A1 Technologies is one company that is largely responsible for changing the landscape and is now fighting hard to overcome the existing misconceptions. As a result, the message is now penetrating through to a wider audience. With a portfolio of ultra low-cost products that covers every aspect of 3D digital design and manufacture, A1 can readily demonstrate how advanced digital 3D technologies can be both affordable and usable by anyone. What is more, the products that A1 Technologies offer can all be integrated to provide a comprehensive and compelling product development solution that is accessible to anyone.

2. Changing the Global Paradigm

The global manufacturing industry is vast and complex, and, in general, advanced design and manufacturing technologies have been the dominion of specialized manufacturing companies with expensive specialist equipment to create and produce products to meet demand. There has, of course, always been the odd exception to the rule, with entrepreneurs striving and sometimes succeeding against the odds.

From the largest multi-national organisation down to a single factory outlet, the business model for manufacturing companies is typically structured in a standard way. This traditional structure is facing a significant challenge to the status quo, however, and accessible, low-cost 3D digital technologies are a predominant reason why.

There is an emerging trend that points towards personalised manufacturing.

For some years, visionaries have forecast a future when people from any walk of life will design and make what they want, when they want it, with 3D data and 3D printers being an everyday commodity. As stated in the introduction, until recently the prohibitive price tag of 3D digital technologies — 3D CAD software, 3D printers and 3D scanners — has been one of the greatest barriers preventing this vision from becoming a reality. However, the recent emergence of fully capable, low-cost 3D design packages, 3D printers and 3D laser scanners have literally demolished this barrier.

An interesting development in recent months is a term that has become fairly common on the 3D printing blog circuit, namely the ‘hobbyist’. In broad brushstrokes the ‘hobbyist’ refers to an increasing number of entrepreneurial users of low-end 3D printers that have previously been unable to experiment and develop with the technology due to the stated prohibitive barriers. It is not great terminology because ‘hobbyist’ does not convey the potential of these individuals or their use of the machines in a global context for industrial development or for widespread adoption as a means of local manufacture. That said, it does point to an increasing number of users testing and trialing 3D printing equipment for new and unique applications. The creative sector is a notable case in point here — a sector that is positively contributing to the evolution of the personalised manufacturing trend and one that, to date, has often been inhibited by the capital cost of equipment or the complexity of 3D CAD.

An outstanding interim solution to the notion of local manufacturing is the Fab Lab concept, which has succeeded in demonstrating how this trend could realistically move forward. Originating as an outreach programme run by the Centre for Bits and Atoms at MIT, the Fab Lab concept has grown at an unprecedented rate with a network of labs that now span the whole globe. The first Fab Lab in Germany was recently established in Aachen, with more German Fab Labs under development which are expected to open in the near future.
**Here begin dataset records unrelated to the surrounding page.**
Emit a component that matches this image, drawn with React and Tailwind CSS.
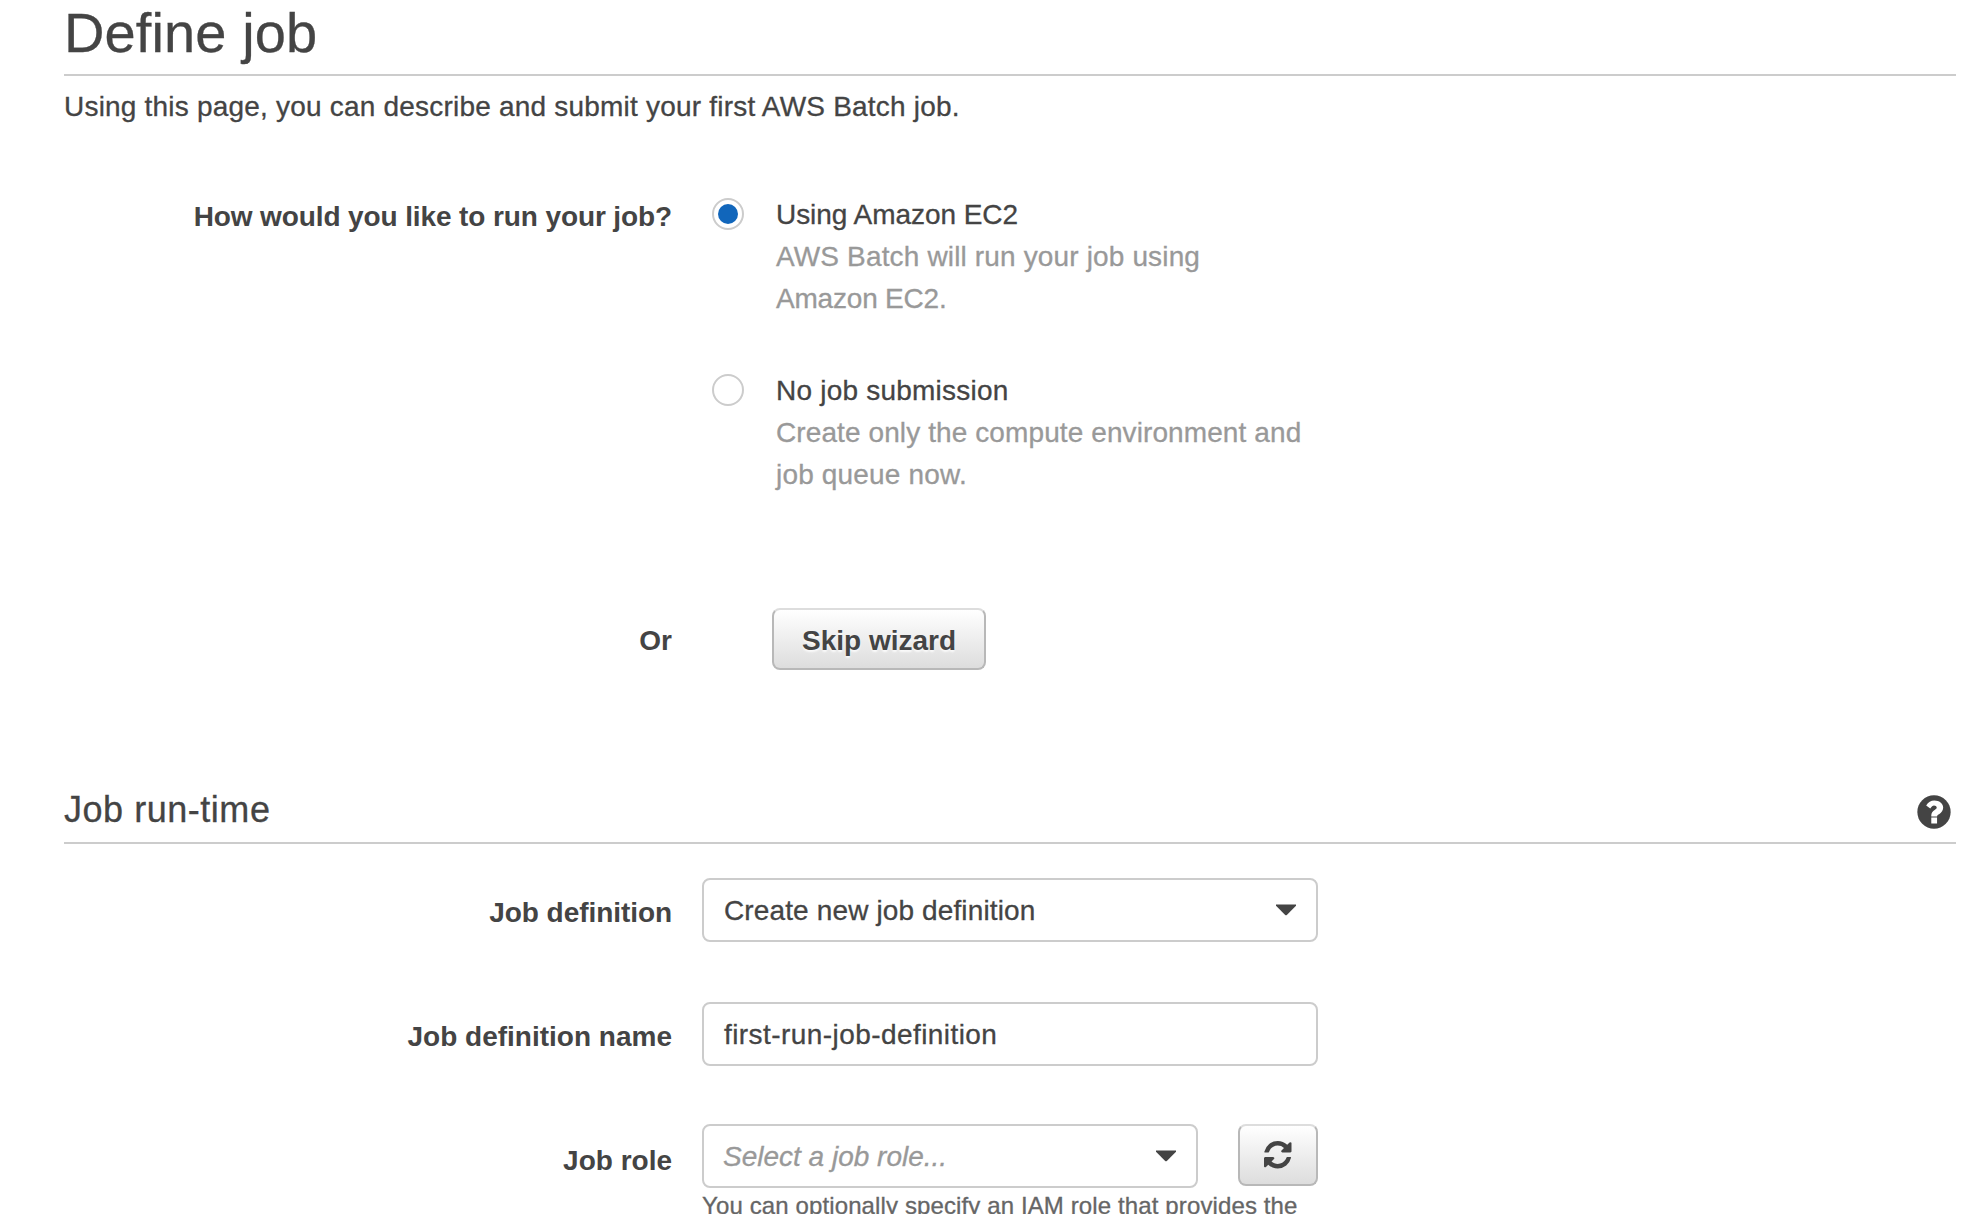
function HelpIcon() {
  return (
    <svg viewBox="0 0 100 100" className="mt-[19px] mr-[5px] size-[34px]" aria-label="Help">
      <circle cx="50" cy="50" r="49" fill="#444" />
      <path
        fill="#fff"
        d="M27 31C33 21 41 16 51 16c14 0 26 8 26 21 0 9-5 15-11 19-4 2-7 4-7 7H42v-3c0-8 4-12 10-16 4-2 6-4 6-7 0-4-4-6-8-6s-7 3-11 9zM42 66.500h17V84H42z"
      />
    </svg>
  );
}

function RefreshIcon() {
  return (
    <svg viewBox="0 0 1536 1536" className="size-[27.500px]" fill="#444">
      <path d="M1511 928q0 5-1 7-64 268-268 434.500t-478 166.500q-146 0-282.500-55t-243.500-157l-129 129q-19 19-45 19t-45-19-19-45v-448q0-26 19-45t45-19h448q26 0 45 19t19 45-19 45l-137 137q71 66 161 102t187 36q134 0 250-65t186-179q11-17 53-117 8-23 30-23h192q13 0 22.500 9.500t9.500 22.500zm25-800v448q0 26-19 45t-45 19h-448q-26 0-45-19t-19-45 19-45l138-138q-148-137-349-137-134 0-250 65t-186 179q-11 17-53 117-8 23-30 23h-199q-13 0-22.500-9.500t-9.500-22.500v-7q65-268 270-434.500t480-166.500q146 0 284 55.500t245 156.500l130-129q19-19 45-19t45 19 19 45z" />
    </svg>
  );
}

function Caret() {
  return (
    <svg viewBox="0 0 20 12" className="mt-[24px] h-[12px] w-[20px] shrink-0" fill="#444">
      <path d="M0 .5h20v1.200L10.800 11q-.8.700-1.600 0L0 1.700z" />
    </svg>
  );
}

function Label({ className, children }) {
  return (
    <div className={`w-[608px] shrink-0 text-right font-bold [-webkit-text-stroke:0] ${className}`}>
      {children}
    </div>
  );
}

function Radio({ checked }) {
  return (
    <span className="mt-[5px] flex size-8 shrink-0 items-center justify-center rounded-full border-2 border-[#ccc] bg-white">
      {checked && <span className="size-5 rounded-full bg-[#1166bb]" />}
    </span>
  );
}

function Option({ checked, title, titleClass, lines }) {
  return (
    <div className="flex h-[176px]">
      <Radio checked={checked} />
      <div className="mt-px ml-8">
        <div className={titleClass}>{title}</div>
        {lines.map(([text, cls]) => (
          <div key={text} className={`text-[#999] ${cls}`}>{text}</div>
        ))}
      </div>
    </div>
  );
}

const button =
  "flex h-[62px] items-center justify-center rounded-lg border-2 border-[#b8b8b8] border-t-[#ddd] bg-linear-to-b from-white to-[#ddd] font-bold";
const field = "flex h-16 justify-between rounded-lg border-2 border-[#ccc] bg-white pr-5 pl-5";

export default function App() {
  return (
    <main className="h-[1214px] w-[1982px] overflow-hidden bg-white pr-[26px] pl-16 font-['Liberation_Sans',Arial,sans-serif] text-[28px] leading-[42px] whitespace-nowrap text-[#444] [-webkit-text-stroke:0.3px]">
      <h1 className="h-[76px] border-b-2 border-[#ccc] pt-px text-[56px] leading-[64px] tracking-[0.1px]">
        Define job
      </h1>
      <p className="mt-[10px] tracking-[0.205px]">
        Using this page, you can describe and submit your first AWS Batch job.
      </p>

      <section className="mt-[65px] flex h-[415px]">
        <Label className="mt-[3px] tracking-[-0.11px]">How would you like to run your job?</Label>
        <div className="ml-10">
          <Option
            checked
            title="Using Amazon EC2"
            titleClass="tracking-[-0.05px]"
            lines={[
              ["AWS Batch will run your job using", "tracking-[0.15px]"],
              ["Amazon EC2.", "tracking-[-0.2px]"],
            ]}
          />
          <Option
            title="No job submission"
            titleClass="tracking-[0.22px]"
            lines={[
              ["Create only the compute environment and", "tracking-[0.1px]"],
              ["job queue now.", "tracking-[0.18px]"],
            ]}
          />
        </div>
      </section>

      <section className="flex h-[168px]">
        <Label className="mt-[12px]">Or</Label>
        <button className={`ml-[100px] w-[214px] ${button}`}>
          <span className="mt-[3px] [-webkit-text-stroke:0] [text-shadow:0_2px_2px_rgba(255,255,255,0.8)]">
            Skip wizard
          </span>
        </button>
      </section>

      <header className="flex h-[68px] justify-between border-b-2 border-[#ccc]">
        <h2 className="mt-[10px] text-[36px] leading-[48px] tracking-[0.53px]">Job run-time</h2>
        <HelpIcon />
      </header>

      <section className="mt-[34px]">
        <div className="flex h-[124px]">
          <Label className="mt-[14px] tracking-[-0.06px]">Job definition</Label>
          <div className={`ml-[30px] w-[616px] ${field}`}>
            <span className="mt-[10px] tracking-[0.13px]">Create new job definition</span>
            <Caret />
          </div>
        </div>
        <div className="flex h-[122px]">
          <Label className="mt-[14px]">Job definition name</Label>
          <div className={`ml-[30px] w-[616px] ${field}`}>
            <span className="mt-[10px] tracking-[0.43px]">first-run-job-definition</span>
          </div>
        </div>
        <div className="flex">
          <Label className="mt-[16px]">Job role</Label>
          <div className="ml-[30px]">
            <div className="flex">
              <div className={`w-[496px] ${field}`}>
                <span className="mt-[10px] -ml-px text-[#999] italic">Select a job role...</span>
                <Caret />
              </div>
              <button className={`ml-10 w-20 ${button}`} aria-label="Refresh">
                <RefreshIcon />
              </button>
            </div>
            <p className="text-[24px] leading-[36px] tracking-[0.12px] text-[#666]">
              You can optionally specify an IAM role that provides the
            </p>
          </div>
        </div>
      </section>
    </main>
  );
}
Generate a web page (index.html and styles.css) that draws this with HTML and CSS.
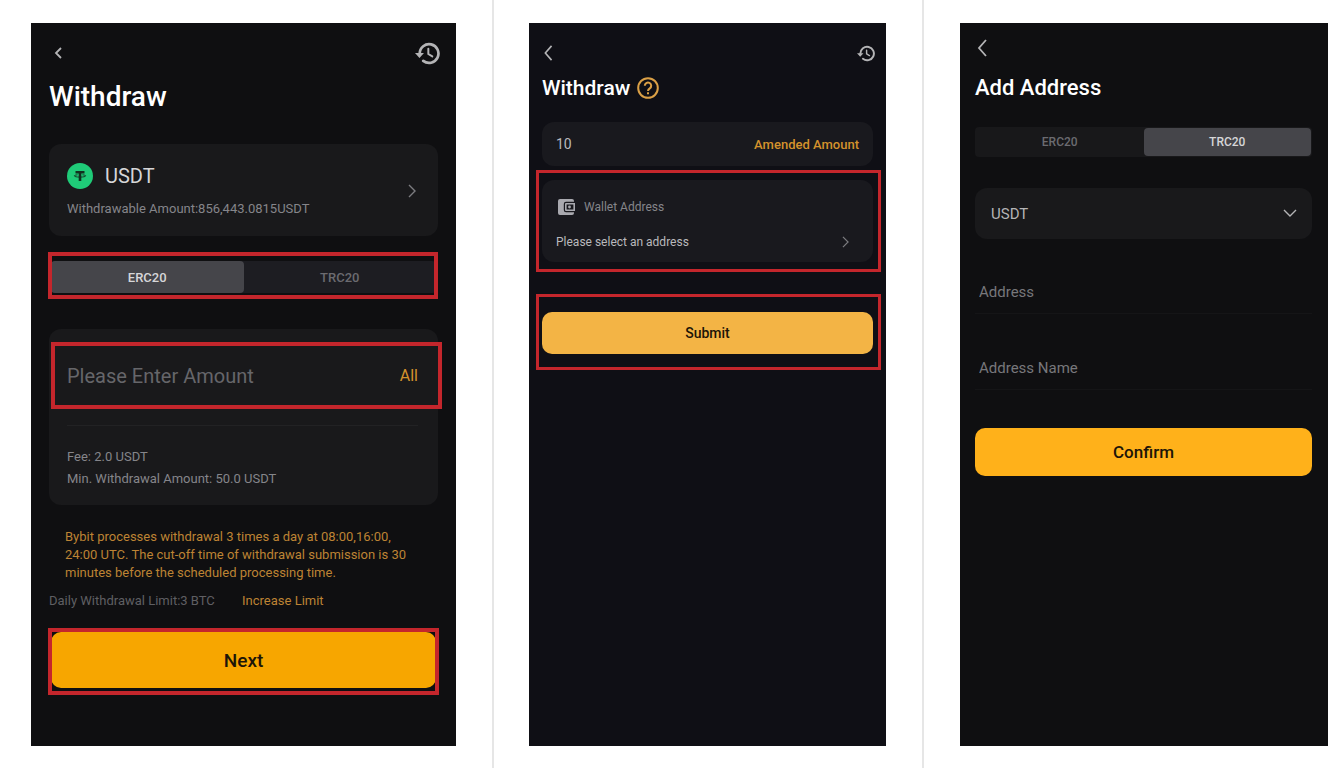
FILE: index.html
```html
<!DOCTYPE html>
<html lang="en">
<head>
    <meta charset="UTF-8">
    <meta name="viewport" content="width=device-width, initial-scale=1.0">
    <title>Withdraw</title>
    <link rel="stylesheet" href="styles.css">
</head>
<body>
    <!-- shared icon shapes -->
    <svg class="hidden" aria-hidden="true">
        <symbol id="history" viewBox="0 0 24 22">
            <path d="M4.5 11a9 9 0 1 1 3.400 7.100" fill="none" stroke="currentColor" stroke-width="2.600" stroke-linecap="round"/>
            <path d="M0 10.600h8.600l-4.300 4.600z" fill="currentColor"/>
            <path d="M12.800 6.500v5l3.800 2.300" fill="none" stroke="currentColor" stroke-width="1.900" stroke-linecap="round"/>
        </symbol>
        <symbol id="left" viewBox="0 0 10 18">
            <path d="M9 1L2 9l7 8" fill="none" stroke="currentColor" stroke-width="1.800"/>
        </symbol>
        <symbol id="right" viewBox="0 0 8 14">
            <path d="M1 1l6 6-6 6" fill="none" stroke="currentColor" stroke-width="1.400"/>
        </symbol>
    </svg>

    <main class="steps">
        <section class="step step-amount">
            <div class="phone">
                <header class="topbar">
                    <button type="button" class="icon-button back" aria-label="Back"><svg width="8" height="12" viewBox="0 0 8 12"><path d="M7 1L2 6l5 5" fill="none" stroke="currentColor" stroke-width="1.800"/></svg></button>
                    <button type="button" class="icon-button" aria-label="History"><svg width="25" height="23"><use href="#history"/></svg></button>
                </header>
                <h1>Withdraw</h1>

                <button type="button" class="card coin">
                    <span class="coin-info">
                        <span class="coin-name">
                            <svg width="26" height="26" viewBox="0 0 26 26">
                                <circle cx="13" cy="13" r="13" fill="#1fcb78"/>
                                <path d="M8.500 8h9v2.400h-3.200v7.600h-2.600v-7.600H8.500z" fill="#12301f"/>
                                <path d="M10.500 11.800c-2 .2-3.200.6-3.200 1.100 0 .7 2.500 1.200 5.700 1.200s5.700-.5 5.700-1.200c0-.5-1.200-.9-3.200-1.100" fill="none" stroke="#12301f" stroke-width="0.900"/>
                            </svg>
                            USDT
                        </span>
                        <span class="coin-balance">Withdrawable Amount:856,443.0815USDT</span>
                    </span>
                    <svg class="arrow" width="8" height="14"><use href="#right"/></svg>
                </button>

                <div class="tabs marked">
                    <button type="button" class="active">ERC20</button>
                    <button type="button">TRC20</button>
                </div>

                <div class="card amount">
                    <div class="amount-row marked">
                        <input type="text" placeholder="Please Enter Amount" aria-label="Amount">
                        <button type="button" class="link">All</button>
                    </div>
                    <div class="fees">
                        <p>Fee: 2.0 USDT</p>
                        <p>Min. Withdrawal Amount: 50.0 USDT</p>
                    </div>
                </div>

                <p class="notice">Bybit processes withdrawal 3 times a day at 08:00,16:00,<br>24:00 UTC. The cut-off time of withdrawal submission is 30<br>minutes before the scheduled processing time.</p>
                <p class="limit">Daily Withdrawal Limit:3 BTC <a href="#">Increase Limit</a></p>

                <div class="action marked">
                    <button type="button" class="primary">Next</button>
                </div>
            </div>
        </section>

        <section class="step step-wallet">
            <div class="phone">
                <header class="topbar">
                    <button type="button" class="icon-button" aria-label="Back"><svg width="12" height="16"><use href="#left"/></svg></button>
                    <button type="button" class="icon-button" aria-label="History"><svg width="18" height="17"><use href="#history"/></svg></button>
                </header>
                <h1>Withdraw
                    <svg width="22" height="22" viewBox="0 0 22 22" fill="none" stroke="#dba046" stroke-width="2">
                        <circle cx="11" cy="11" r="9.800"/>
                        <path d="M7.800 8.800a3.200 3.200 0 1 1 5 2.600c-1.200.8-1.800 1.300-1.800 2.600"/>
                        <path d="M11 15.200v2"/>
                    </svg>
                </h1>

                <div class="card amended">
                    <input type="text" value="10" aria-label="Amount">
                    <button type="button" class="link">Amended Amount</button>
                </div>

                <div class="card wallet marked">
                    <div class="wallet-title">
                        <svg width="17" height="16" viewBox="0 0 17 16" fill="#a9a9af">
                            <path d="M2 0h12a2 2 0 0 1 2 2v.8H8A2.200 2.200 0 0 0 5.800 5v6A2.200 2.200 0 0 0 8 13.200h8v.8a2 2 0 0 1-2 2H2a2 2 0 0 1-2-2V2a2 2 0 0 1 2-2z"/>
                            <path fill-rule="evenodd" d="M8 4h9v8H8a1 1 0 0 1-1-1V5a1 1 0 0 1 1-1zM8.600 5.500v5h6.800v-5z"/>
                            <circle cx="11.500" cy="8" r="1.400"/>
                        </svg>
                        Wallet Address
                    </div>
                    <button type="button" class="wallet-select">
                        Please select an address
                        <svg class="arrow" width="7" height="12"><use href="#right"/></svg>
                    </button>
                </div>

                <div class="action marked">
                    <button type="button" class="primary">Submit</button>
                </div>
            </div>
        </section>

        <section class="step step-address">
            <div class="phone">
                <header class="topbar">
                    <button type="button" class="icon-button" aria-label="Back"><svg width="14" height="18"><use href="#left"/></svg></button>
                </header>
                <h1>Add Address</h1>

                <div class="tabs">
                    <button type="button">ERC20</button>
                    <button type="button" class="active">TRC20</button>
                </div>

                <div class="card coin-select">
                    <select aria-label="Coin">
                        <option>USDT</option>
                    </select>
                    <svg width="14" height="8" viewBox="0 0 14 8"><path d="M1 1l6 6 6-6" fill="none" stroke="currentColor" stroke-width="1.400"/></svg>
                </div>

                <input class="field" type="text" placeholder="Address" aria-label="Address">
                <input class="field" type="text" placeholder="Address Name" aria-label="Address Name">

                <button type="button" class="primary">Confirm</button>
            </div>
        </section>
    </main>
</body>
</html>
```
FILE: styles.css
```css
* {
    box-sizing: border-box;
}

body {
    margin: 0;
    background-color: #ffffff;
    color: #ffffff;
    font-family: Roboto, "Liberation Sans", sans-serif;
}

button, input, select {
    margin: 0;
    padding: 0;
    border: 0;
    outline: 0;
    background: none;
    color: inherit;
    font-family: inherit;
    appearance: none;
}

button {
    cursor: pointer;
}

input {
    min-width: 0;
}

p {
    margin: 0;
}

svg {
    display: block;
    flex-shrink: 0;
}

.hidden {
    display: none;
}

/* columns */
.steps {
    display: grid;
    grid-template-columns: 494fr 430fr 416fr;
    min-height: 100vh;
}

.step {
    display: flex;
    padding: 23px 36px 22px 35px;
    border-right: 2px solid #e6e6e6;
}

.step-amount {
    padding-left: 31px;
}

.step-address {
    padding-left: 36px;
    padding-right: 12px;
    border-right: 0;
}

.phone {
    display: flex;
    flex-direction: column;
    flex: 1;
    min-width: 0;
    padding: 18px 18px 0;
    background-color: #0f0f11;
}

.step-wallet .phone {
    padding: 18px 13px 0;
    background-color: #0f0f15;
}

.step-address .phone {
    padding: 13px 16px 0 15px;
}

/* shared parts */
.topbar {
    display: flex;
    justify-content: space-between;
    align-items: center;
    height: 24px;
    color: #b4b4b6;
}

.topbar .icon-button:last-child:not(:first-child) {
    margin-right: -2px;
}

.icon-button.back {
    margin-left: 5px;
}

h1 {
    display: flex;
    align-items: center;
    gap: 7px;
    margin: 16px 0 31px;
    font-size: 28px;
    line-height: 32px;
    font-weight: 500;
}

.card {
    border-radius: 12px;
    background-color: #19191b;
}

.arrow {
    color: #7c7c80;
}

.link {
    color: #d4922c;
}

.tabs {
    display: flex;
    height: 32px;
    border-radius: 4px;
    background-color: #1d1d22;
}

.tabs button {
    flex: 1;
    border-radius: 4px;
    color: #6b6b70;
    font-size: 13px;
    font-weight: 500;
}

.tabs .active {
    background-color: #45454a;
    color: #d6d6d8;
}

.primary {
    width: 100%;
    height: 56px;
    border-radius: 10px;
    background-color: #f7a600;
    color: #1d1508;
    font-size: 19px;
    font-weight: 500;
}

/* red highlight frame drawn around an element */
.marked {
    position: relative;
}

.marked::after {
    content: "";
    position: absolute;
    inset: -9px -2px -6px -3px;
    border: 4px solid #c4262c;
    pointer-events: none;
}

/* step 1 */
.coin {
    display: flex;
    justify-content: space-between;
    align-items: center;
    height: 92px;
    padding: 2px 22px 0 18px;
    text-align: left;
}

.coin-info {
    display: flex;
    flex-direction: column;
    gap: 10px;
}

.coin-name {
    display: flex;
    align-items: center;
    gap: 12px;
    color: #d6d6d8;
    font-size: 20px;
    line-height: 26px;
}

.coin-balance {
    color: #85858a;
    font-size: 13px;
    line-height: 20px;
}

.step-amount .tabs {
    margin: 25px 2px 36px;
}

.amount {
    padding: 13px 20px 16px 18px;
}

.amount-row {
    display: flex;
    align-items: center;
    height: 67px;
}

.amount-row::after {
    inset: 0 -24px 0 -16px;
}

.amount-row input {
    flex: 1;
    font-size: 20px;
}

input::placeholder {
    color: #66666a;
    opacity: 1;
}

.amount-row .link {
    font-size: 16px;
}

.fees {
    margin-top: 16px;
    padding-top: 20px;
    border-top: 1px solid #222224;
    color: #85858a;
    font-size: 13px;
    line-height: 22px;
}

.amount {
    padding-bottom: 15px;
}

.notice {
    margin: 23px 0 10px 16px;
    color: #bd8334;
    font-size: 13px;
    line-height: 18px;
    white-space: nowrap;
}

.limit {
    margin-bottom: 22px;
    color: #5f5f63;
    font-size: 13px;
    line-height: 18px;
}

.limit a {
    margin-left: 24px;
    color: #bd8334;
    text-decoration: none;
}

.step-amount .action {
    margin: 0 2px;
}

.step-amount .action::after {
    inset: -4px -3px -7px;
}

/* step 2 */
.step-wallet h1 {
    margin: 11px 0 22px;
    font-size: 21px;
    line-height: 24px;
}

.step-wallet .card {
    background-color: #19191e;
}

.amended {
    display: flex;
    align-items: center;
    height: 44px;
    padding: 0 14px;
    color: #b9b9bd;
}

.amended input {
    flex: 1;
    font-size: 14px;
}

.amended .link {
    font-size: 13px;
    font-weight: 500;
}

.wallet {
    margin: 14px 0 50px;
    padding: 15px 14px 8px;
}

.step-wallet .marked::after {
    inset: -10px -8px -10px -6px;
    border-width: 3px;
}

.wallet-title {
    display: flex;
    align-items: center;
    gap: 9px;
    height: 24px;
    padding-left: 2px;
    color: #85858a;
    font-size: 12px;
}

.wallet-select {
    display: flex;
    justify-content: space-between;
    align-items: center;
    width: 100%;
    height: 24px;
    margin-top: 11px;
    padding-right: 10px;
    color: #b9b9bd;
    font-size: 12px;
}

.step-wallet .primary {
    height: 42px;
    background-color: #f3b445;
    font-size: 14px;
}

.step-wallet .action::after {
    inset: -18px -8px -16px -6px;
}

/* step 3 */
.step-address h1 {
    margin: 14px 0 25px;
    font-size: 22px;
    line-height: 28px;
}

.step-address .tabs {
    height: 30px;
    padding: 1px;
    background-color: #18181a;
}

.step-address .tabs button {
    font-size: 12px;
}

.coin-select {
    position: relative;
    height: 51px;
    margin: 31px 0 32px;
    color: #b4b4b6;
}

.coin-select select {
    width: 100%;
    height: 100%;
    padding: 0 16px;
    font-size: 15px;
}

.coin-select svg {
    position: absolute;
    top: 21px;
    right: 15px;
    pointer-events: none;
}

.field {
    height: 43px;
    margin-bottom: 33px;
    padding: 0 4px;
    border-bottom: 1px solid #151517;
    font-size: 15px;
}

.field::placeholder {
    color: #77777b;
}

.step-address .primary {
    height: 48px;
    margin-top: 5px;
    background-color: #ffb11a;
    font-size: 17px;
}
```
The basic concept of a single Fab Lab is to provide a community technical centre housing a range of digital fabrication equipment costing in the region of $50,000. The motivation is to provide an environment that is open and accessible to anyone —permitting technological empowerment and hands-on technical training for people that may never otherwise come into contact with such capability. Proven results are the ability of local people to identify, design and produce solutions to local problems and small-scale high-tech business incubation from grass-roots research. Obviously, the capital cost of equipment and its accessibility in terms of ease-of-use and safety are two of the major factors in the provision of equipment in a Fab Lab. With a portfolio of products that meet these needs precisely, A1 is actively exploring the potential of working with the Fab Lab team to provide a range of interoperable and accessible 3D digital solutions for designing, laser scanning and manufacturing.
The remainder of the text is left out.